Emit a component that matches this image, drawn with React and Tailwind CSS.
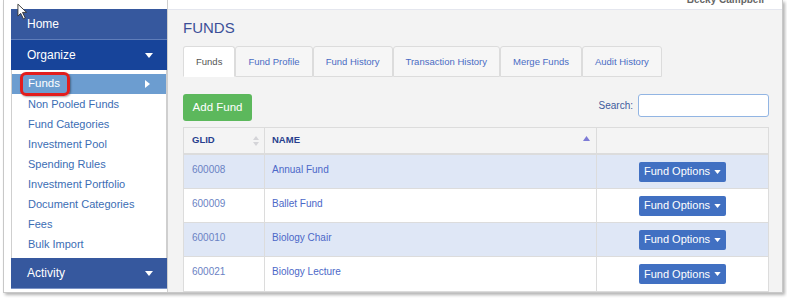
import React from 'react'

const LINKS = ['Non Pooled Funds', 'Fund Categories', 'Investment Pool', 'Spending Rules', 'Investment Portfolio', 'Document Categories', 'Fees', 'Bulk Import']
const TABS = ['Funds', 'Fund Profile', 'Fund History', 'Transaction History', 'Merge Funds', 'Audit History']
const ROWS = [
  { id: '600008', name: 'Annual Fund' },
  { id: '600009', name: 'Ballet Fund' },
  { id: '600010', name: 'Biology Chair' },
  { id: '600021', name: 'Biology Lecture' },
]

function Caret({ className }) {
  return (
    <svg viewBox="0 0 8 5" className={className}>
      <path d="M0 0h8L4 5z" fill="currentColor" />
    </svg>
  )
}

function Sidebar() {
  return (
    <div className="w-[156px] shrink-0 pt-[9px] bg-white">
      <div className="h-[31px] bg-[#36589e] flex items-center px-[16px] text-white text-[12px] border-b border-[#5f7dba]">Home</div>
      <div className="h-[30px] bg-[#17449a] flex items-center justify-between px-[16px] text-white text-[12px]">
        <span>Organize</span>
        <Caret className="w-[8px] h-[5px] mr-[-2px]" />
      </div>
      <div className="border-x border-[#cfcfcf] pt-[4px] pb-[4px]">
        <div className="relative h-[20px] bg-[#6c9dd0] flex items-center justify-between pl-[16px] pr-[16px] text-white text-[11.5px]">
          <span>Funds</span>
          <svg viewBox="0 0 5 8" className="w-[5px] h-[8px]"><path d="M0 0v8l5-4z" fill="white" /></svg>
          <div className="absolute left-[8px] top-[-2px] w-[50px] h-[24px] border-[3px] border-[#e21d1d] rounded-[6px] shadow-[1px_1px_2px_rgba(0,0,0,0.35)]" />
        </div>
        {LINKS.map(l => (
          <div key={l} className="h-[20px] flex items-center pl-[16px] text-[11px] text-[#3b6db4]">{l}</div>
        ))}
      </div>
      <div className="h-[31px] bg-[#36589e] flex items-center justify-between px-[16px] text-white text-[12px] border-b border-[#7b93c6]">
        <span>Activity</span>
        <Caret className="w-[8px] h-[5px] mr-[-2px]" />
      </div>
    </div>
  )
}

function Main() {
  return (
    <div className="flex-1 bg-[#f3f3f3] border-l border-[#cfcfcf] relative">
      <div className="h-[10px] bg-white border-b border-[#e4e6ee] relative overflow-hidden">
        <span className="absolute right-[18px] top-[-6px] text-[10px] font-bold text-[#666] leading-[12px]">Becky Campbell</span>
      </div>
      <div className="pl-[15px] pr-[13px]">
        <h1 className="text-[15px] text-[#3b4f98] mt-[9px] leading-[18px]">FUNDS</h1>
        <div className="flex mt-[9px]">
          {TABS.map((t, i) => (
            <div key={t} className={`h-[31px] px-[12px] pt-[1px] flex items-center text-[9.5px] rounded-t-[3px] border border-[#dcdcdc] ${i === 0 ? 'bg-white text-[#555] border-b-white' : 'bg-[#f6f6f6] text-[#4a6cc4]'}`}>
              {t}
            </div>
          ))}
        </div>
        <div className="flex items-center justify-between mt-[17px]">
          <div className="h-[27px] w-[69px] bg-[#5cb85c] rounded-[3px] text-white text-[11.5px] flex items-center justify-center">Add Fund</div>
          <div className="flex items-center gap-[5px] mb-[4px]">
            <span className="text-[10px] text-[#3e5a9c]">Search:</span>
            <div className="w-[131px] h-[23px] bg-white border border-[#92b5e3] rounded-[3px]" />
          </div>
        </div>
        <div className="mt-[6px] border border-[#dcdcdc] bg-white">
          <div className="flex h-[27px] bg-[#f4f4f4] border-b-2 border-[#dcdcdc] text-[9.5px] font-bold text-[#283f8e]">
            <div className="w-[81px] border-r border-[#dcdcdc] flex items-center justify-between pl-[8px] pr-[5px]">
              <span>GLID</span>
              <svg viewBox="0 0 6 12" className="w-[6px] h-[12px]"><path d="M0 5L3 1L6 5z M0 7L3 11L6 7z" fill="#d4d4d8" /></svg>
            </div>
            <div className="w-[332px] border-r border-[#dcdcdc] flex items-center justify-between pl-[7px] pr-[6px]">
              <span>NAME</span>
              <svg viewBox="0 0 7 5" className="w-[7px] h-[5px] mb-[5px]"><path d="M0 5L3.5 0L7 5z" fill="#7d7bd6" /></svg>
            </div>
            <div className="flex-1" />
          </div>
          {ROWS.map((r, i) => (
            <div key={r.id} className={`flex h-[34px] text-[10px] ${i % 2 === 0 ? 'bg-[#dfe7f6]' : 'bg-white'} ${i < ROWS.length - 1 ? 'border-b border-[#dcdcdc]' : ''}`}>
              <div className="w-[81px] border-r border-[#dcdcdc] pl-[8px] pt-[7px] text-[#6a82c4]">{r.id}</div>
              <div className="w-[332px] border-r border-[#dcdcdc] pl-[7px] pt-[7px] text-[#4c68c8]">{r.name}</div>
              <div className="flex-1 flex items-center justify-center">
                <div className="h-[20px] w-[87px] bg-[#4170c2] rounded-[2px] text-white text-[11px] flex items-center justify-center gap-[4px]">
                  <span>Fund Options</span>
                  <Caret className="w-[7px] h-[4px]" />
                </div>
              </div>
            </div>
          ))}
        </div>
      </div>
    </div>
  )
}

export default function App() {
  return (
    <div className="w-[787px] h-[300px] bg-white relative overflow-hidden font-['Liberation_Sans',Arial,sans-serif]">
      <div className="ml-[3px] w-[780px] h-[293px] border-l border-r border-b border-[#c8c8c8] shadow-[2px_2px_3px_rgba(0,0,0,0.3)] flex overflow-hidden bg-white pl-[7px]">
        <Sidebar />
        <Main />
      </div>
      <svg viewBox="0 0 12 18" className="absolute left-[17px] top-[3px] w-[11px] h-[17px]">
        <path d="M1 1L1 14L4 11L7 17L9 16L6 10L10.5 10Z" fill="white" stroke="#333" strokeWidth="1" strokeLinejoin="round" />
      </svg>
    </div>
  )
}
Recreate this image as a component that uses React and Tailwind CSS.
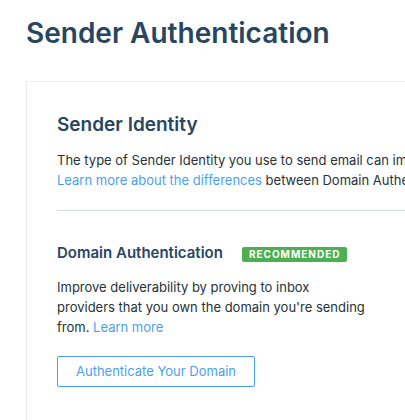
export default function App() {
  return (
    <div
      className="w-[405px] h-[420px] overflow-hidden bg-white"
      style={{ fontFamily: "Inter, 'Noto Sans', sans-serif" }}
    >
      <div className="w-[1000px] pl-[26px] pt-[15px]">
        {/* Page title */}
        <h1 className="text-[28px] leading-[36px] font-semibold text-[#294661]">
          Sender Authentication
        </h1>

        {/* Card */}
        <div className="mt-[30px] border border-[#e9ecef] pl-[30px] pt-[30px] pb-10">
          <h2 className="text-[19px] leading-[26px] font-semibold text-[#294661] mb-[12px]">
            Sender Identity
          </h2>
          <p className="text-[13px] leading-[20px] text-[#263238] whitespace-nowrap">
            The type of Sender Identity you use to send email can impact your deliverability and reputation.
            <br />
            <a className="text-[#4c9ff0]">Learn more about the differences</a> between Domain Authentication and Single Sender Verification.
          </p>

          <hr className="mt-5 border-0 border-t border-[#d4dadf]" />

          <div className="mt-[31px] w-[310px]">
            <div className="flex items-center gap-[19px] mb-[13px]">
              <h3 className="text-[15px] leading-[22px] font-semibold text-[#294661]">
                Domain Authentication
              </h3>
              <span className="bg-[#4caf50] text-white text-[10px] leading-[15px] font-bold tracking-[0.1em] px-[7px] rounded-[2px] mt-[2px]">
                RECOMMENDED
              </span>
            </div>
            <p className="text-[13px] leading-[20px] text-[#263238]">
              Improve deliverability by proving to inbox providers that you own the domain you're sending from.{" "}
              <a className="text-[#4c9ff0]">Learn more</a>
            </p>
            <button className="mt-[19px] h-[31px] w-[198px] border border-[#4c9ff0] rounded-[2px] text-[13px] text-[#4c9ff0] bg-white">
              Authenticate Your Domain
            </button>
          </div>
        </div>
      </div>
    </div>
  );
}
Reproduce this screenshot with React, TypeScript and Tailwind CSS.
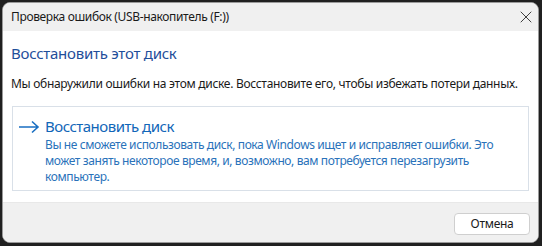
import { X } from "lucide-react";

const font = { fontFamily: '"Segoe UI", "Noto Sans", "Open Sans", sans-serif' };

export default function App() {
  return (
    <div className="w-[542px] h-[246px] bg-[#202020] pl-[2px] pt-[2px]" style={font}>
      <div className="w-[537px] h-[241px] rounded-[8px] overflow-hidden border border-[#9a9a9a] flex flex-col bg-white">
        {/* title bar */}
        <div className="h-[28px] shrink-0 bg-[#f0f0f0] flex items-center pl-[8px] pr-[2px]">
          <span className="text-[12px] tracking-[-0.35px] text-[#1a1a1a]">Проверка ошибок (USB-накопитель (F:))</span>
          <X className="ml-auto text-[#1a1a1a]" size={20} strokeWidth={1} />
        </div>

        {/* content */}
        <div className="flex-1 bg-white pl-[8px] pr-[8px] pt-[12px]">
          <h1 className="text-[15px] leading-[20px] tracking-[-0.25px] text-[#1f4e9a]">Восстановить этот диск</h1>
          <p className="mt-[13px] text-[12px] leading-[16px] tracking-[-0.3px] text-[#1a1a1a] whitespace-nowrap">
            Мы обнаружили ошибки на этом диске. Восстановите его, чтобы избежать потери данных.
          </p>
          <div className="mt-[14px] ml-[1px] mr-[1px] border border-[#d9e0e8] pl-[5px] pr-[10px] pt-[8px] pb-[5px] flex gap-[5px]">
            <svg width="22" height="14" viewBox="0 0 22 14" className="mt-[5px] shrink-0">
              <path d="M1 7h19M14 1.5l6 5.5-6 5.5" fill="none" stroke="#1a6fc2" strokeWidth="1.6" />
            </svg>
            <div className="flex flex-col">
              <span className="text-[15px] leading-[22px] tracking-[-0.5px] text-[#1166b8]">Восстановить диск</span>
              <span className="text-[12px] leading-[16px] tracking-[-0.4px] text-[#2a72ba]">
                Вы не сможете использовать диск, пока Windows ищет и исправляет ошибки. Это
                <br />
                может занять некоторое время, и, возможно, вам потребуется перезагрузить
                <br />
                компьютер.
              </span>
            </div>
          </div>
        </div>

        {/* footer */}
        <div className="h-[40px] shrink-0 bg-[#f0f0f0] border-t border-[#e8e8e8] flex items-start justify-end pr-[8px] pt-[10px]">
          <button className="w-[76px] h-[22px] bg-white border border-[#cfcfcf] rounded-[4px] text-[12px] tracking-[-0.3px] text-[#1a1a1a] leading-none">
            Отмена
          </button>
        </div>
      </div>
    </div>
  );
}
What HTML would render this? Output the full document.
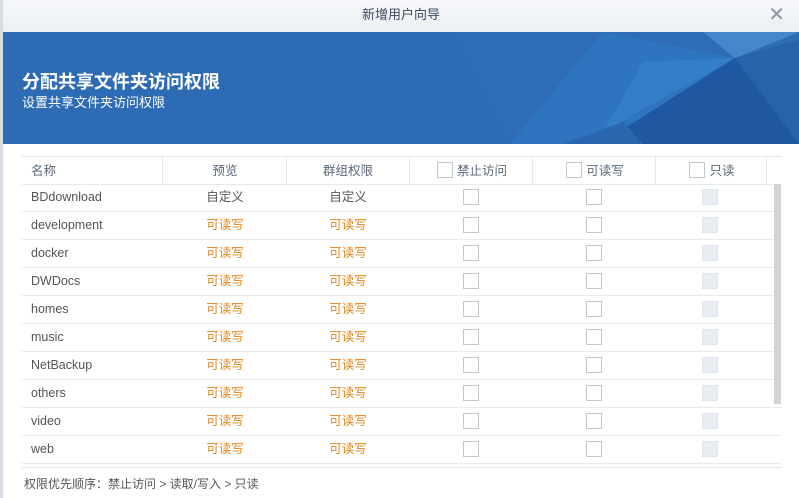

## GIVEN REQUEST
Return every line from the records above that holds the word "Tailwind".

## RESULT FOR THIS TASK
Emit a component that matches this image, drawn with React and Tailwind CSS.
Recreate this image as a component that uses React and Tailwind CSS.
Reproduce this screenshot with React, TypeScript and Tailwind CSS.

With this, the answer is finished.